◆ Provided records ◆
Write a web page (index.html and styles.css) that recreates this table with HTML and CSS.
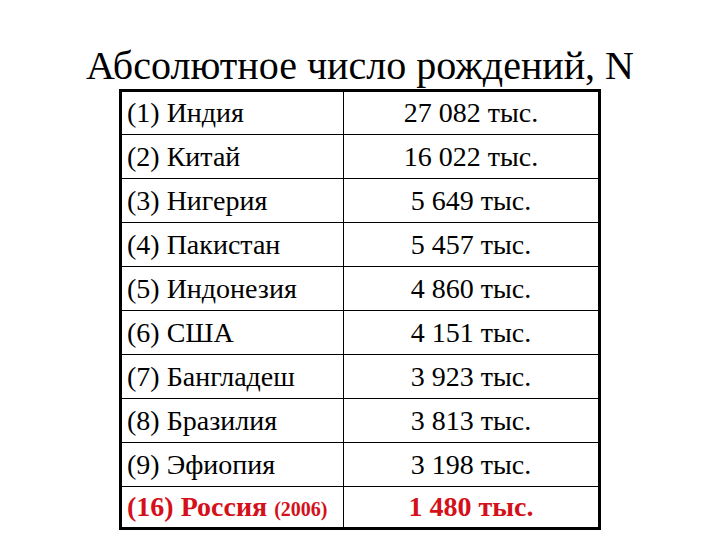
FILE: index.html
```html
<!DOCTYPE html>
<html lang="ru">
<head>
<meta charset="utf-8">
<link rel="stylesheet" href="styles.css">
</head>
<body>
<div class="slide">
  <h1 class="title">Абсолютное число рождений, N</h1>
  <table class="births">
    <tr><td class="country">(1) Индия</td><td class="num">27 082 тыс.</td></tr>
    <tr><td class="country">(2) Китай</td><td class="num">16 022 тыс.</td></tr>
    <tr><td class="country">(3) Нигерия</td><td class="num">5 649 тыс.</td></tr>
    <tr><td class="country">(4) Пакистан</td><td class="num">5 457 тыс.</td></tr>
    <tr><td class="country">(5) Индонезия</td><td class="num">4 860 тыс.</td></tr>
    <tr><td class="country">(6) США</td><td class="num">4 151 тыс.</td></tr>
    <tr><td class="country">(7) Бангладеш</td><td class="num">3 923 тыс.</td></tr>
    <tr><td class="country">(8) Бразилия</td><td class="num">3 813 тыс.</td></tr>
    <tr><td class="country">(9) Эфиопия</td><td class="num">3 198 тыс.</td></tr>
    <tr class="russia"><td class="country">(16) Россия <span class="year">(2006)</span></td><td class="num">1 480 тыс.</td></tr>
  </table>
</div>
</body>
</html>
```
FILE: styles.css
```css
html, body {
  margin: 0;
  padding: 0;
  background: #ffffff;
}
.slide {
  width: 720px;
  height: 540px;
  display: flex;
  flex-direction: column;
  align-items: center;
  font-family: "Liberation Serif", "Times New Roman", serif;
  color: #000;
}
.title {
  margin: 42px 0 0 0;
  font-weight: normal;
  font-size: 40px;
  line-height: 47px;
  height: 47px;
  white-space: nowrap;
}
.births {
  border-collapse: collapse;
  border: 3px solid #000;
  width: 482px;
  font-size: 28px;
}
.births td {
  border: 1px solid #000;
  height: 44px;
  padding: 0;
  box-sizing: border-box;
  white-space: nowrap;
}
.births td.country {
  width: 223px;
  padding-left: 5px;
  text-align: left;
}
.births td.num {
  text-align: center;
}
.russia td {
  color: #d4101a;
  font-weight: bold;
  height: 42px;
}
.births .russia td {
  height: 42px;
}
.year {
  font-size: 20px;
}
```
...
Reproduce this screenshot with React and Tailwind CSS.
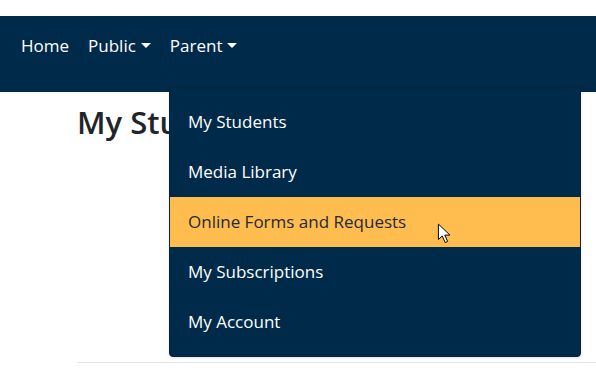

◆ What to do ◆
Look above for lines with the word "index" and copy them all.

◆ Response below ◆
Write a web page (index.html and styles.css) that recreates this table with HTML and CSS.
FILE: index.html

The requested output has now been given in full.